* [What you should do] Reproduce the data in its entirety, exactly as supplied.

-----

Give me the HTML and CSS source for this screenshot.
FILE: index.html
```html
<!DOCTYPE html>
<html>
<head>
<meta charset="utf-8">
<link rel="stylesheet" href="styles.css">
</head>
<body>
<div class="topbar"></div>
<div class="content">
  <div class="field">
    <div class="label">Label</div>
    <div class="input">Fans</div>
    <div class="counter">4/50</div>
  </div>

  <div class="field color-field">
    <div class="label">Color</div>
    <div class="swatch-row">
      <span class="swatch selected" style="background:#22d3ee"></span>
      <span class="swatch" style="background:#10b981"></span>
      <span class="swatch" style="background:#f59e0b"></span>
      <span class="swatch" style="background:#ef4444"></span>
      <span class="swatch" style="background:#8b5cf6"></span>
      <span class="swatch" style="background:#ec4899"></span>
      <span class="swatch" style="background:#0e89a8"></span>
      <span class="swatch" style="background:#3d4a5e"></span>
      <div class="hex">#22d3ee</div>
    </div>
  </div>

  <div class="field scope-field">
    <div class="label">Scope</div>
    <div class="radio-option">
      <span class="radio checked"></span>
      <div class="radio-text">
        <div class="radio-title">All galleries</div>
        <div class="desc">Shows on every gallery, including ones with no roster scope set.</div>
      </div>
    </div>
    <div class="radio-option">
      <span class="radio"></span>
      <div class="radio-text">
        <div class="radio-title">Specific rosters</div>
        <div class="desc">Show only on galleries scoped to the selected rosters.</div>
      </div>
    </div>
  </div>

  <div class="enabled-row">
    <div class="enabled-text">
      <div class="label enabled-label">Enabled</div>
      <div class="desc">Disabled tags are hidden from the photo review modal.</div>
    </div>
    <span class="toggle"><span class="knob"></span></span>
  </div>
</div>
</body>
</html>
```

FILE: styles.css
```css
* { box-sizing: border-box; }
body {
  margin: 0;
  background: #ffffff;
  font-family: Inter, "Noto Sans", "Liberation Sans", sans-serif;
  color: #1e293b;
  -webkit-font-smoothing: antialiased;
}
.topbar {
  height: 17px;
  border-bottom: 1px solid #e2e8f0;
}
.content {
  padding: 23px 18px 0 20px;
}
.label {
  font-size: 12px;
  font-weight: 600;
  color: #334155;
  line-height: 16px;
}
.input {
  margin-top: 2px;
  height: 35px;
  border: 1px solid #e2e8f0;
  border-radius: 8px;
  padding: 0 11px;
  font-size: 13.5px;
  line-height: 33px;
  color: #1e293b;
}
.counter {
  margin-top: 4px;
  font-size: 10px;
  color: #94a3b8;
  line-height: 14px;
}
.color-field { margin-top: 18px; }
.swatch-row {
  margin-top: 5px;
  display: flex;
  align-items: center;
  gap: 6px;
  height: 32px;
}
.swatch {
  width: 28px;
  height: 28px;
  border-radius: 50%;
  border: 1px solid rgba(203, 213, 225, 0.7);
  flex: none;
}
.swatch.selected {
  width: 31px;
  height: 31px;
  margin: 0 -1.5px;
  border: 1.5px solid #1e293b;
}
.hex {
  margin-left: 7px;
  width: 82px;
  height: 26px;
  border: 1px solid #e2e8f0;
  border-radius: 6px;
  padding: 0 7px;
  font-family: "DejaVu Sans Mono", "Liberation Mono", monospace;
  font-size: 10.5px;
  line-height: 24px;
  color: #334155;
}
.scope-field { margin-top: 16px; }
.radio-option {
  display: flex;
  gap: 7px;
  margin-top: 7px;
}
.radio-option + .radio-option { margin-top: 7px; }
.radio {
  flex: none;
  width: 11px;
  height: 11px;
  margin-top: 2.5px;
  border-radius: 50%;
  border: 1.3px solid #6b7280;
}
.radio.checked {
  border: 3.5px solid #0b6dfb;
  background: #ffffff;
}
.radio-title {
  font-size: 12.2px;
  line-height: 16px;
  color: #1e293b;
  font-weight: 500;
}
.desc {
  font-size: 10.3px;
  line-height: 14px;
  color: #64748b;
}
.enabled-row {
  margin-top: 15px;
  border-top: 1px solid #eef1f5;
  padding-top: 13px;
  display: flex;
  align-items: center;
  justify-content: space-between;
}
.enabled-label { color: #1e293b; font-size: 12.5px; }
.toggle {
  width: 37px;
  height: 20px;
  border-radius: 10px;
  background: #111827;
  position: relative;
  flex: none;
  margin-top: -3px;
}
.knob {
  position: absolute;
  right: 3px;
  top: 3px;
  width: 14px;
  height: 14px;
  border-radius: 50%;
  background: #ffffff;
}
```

-----

* [Solved problem]
Give me the HTML and CSS source for this screenshot.
FILE: index.html
```html
<!DOCTYPE html>
<html>
<head>
<meta charset="utf-8">
<link rel="stylesheet" href="styles.css">
</head>
<body>
<div class="topbar"></div>
<div class="content">
  <div class="field">
    <div class="label">Label</div>
    <div class="input">Fans</div>
    <div class="counter">4/50</div>
  </div>

  <div class="field color-field">
    <div class="label">Color</div>
    <div class="swatch-row">
      <span class="swatch selected" style="background:#22d3ee"></span>
      <span class="swatch" style="background:#10b981"></span>
      <span class="swatch" style="background:#f59e0b"></span>
      <span class="swatch" style="background:#ef4444"></span>
      <span class="swatch" style="background:#8b5cf6"></span>
      <span class="swatch" style="background:#ec4899"></span>
      <span class="swatch" style="background:#0e89a8"></span>
      <span class="swatch" style="background:#3d4a5e"></span>
      <div class="hex">#22d3ee</div>
    </div>
  </div>

  <div class="field scope-field">
    <div class="label">Scope</div>
    <div class="radio-option">
      <span class="radio checked"></span>
      <div class="radio-text">
        <div class="radio-title">All galleries</div>
        <div class="desc">Shows on every gallery, including ones with no roster scope set.</div>
      </div>
    </div>
    <div class="radio-option">
      <span class="radio"></span>
      <div class="radio-text">
        <div class="radio-title">Specific rosters</div>
        <div class="desc">Show only on galleries scoped to the selected rosters.</div>
      </div>
    </div>
  </div>

  <div class="enabled-row">
    <div class="enabled-text">
      <div class="label enabled-label">Enabled</div>
      <div class="desc">Disabled tags are hidden from the photo review modal.</div>
    </div>
    <span class="toggle"><span class="knob"></span></span>
  </div>
</div>
</body>
</html>
```

FILE: styles.css
```css
* { box-sizing: border-box; }
body {
  margin: 0;
  background: #ffffff;
  font-family: Inter, "Noto Sans", "Liberation Sans", sans-serif;
  color: #1e293b;
  -webkit-font-smoothing: antialiased;
}
.topbar {
  height: 17px;
  border-bottom: 1px solid #e2e8f0;
}
.content {
  padding: 23px 18px 0 20px;
}
.label {
  font-size: 12px;
  font-weight: 600;
  color: #334155;
  line-height: 16px;
}
.input {
  margin-top: 2px;
  height: 35px;
  border: 1px solid #e2e8f0;
  border-radius: 8px;
  padding: 0 11px;
  font-size: 13.5px;
  line-height: 33px;
  color: #1e293b;
}
.counter {
  margin-top: 4px;
  font-size: 10px;
  color: #94a3b8;
  line-height: 14px;
}
.color-field { margin-top: 18px; }
.swatch-row {
  margin-top: 5px;
  display: flex;
  align-items: center;
  gap: 6px;
  height: 32px;
}
.swatch {
  width: 28px;
  height: 28px;
  border-radius: 50%;
  border: 1px solid rgba(203, 213, 225, 0.7);
  flex: none;
}
.swatch.selected {
  width: 31px;
  height: 31px;
  margin: 0 -1.5px;
  border: 1.5px solid #1e293b;
}
.hex {
  margin-left: 7px;
  width: 82px;
  height: 26px;
  border: 1px solid #e2e8f0;
  border-radius: 6px;
  padding: 0 7px;
  font-family: "DejaVu Sans Mono", "Liberation Mono", monospace;
  font-size: 10.5px;
  line-height: 24px;
  color: #334155;
}
.scope-field { margin-top: 16px; }
.radio-option {
  display: flex;
  gap: 7px;
  margin-top: 7px;
}
.radio-option + .radio-option { margin-top: 7px; }
.radio {
  flex: none;
  width: 11px;
  height: 11px;
  margin-top: 2.5px;
  border-radius: 50%;
  border: 1.3px solid #6b7280;
}
.radio.checked {
  border: 3.5px solid #0b6dfb;
  background: #ffffff;
}
.radio-title {
  font-size: 12.2px;
  line-height: 16px;
  color: #1e293b;
  font-weight: 500;
}
.desc {
  font-size: 10.3px;
  line-height: 14px;
  color: #64748b;
}
.enabled-row {
  margin-top: 15px;
  border-top: 1px solid #eef1f5;
  padding-top: 13px;
  display: flex;
  align-items: center;
  justify-content: space-between;
}
.enabled-label { color: #1e293b; font-size: 12.5px; }
.toggle {
  width: 37px;
  height: 20px;
  border-radius: 10px;
  background: #111827;
  position: relative;
  flex: none;
  margin-top: -3px;
}
.knob {
  position: absolute;
  right: 3px;
  top: 3px;
  width: 14px;
  height: 14px;
  border-radius: 50%;
  background: #ffffff;
}
```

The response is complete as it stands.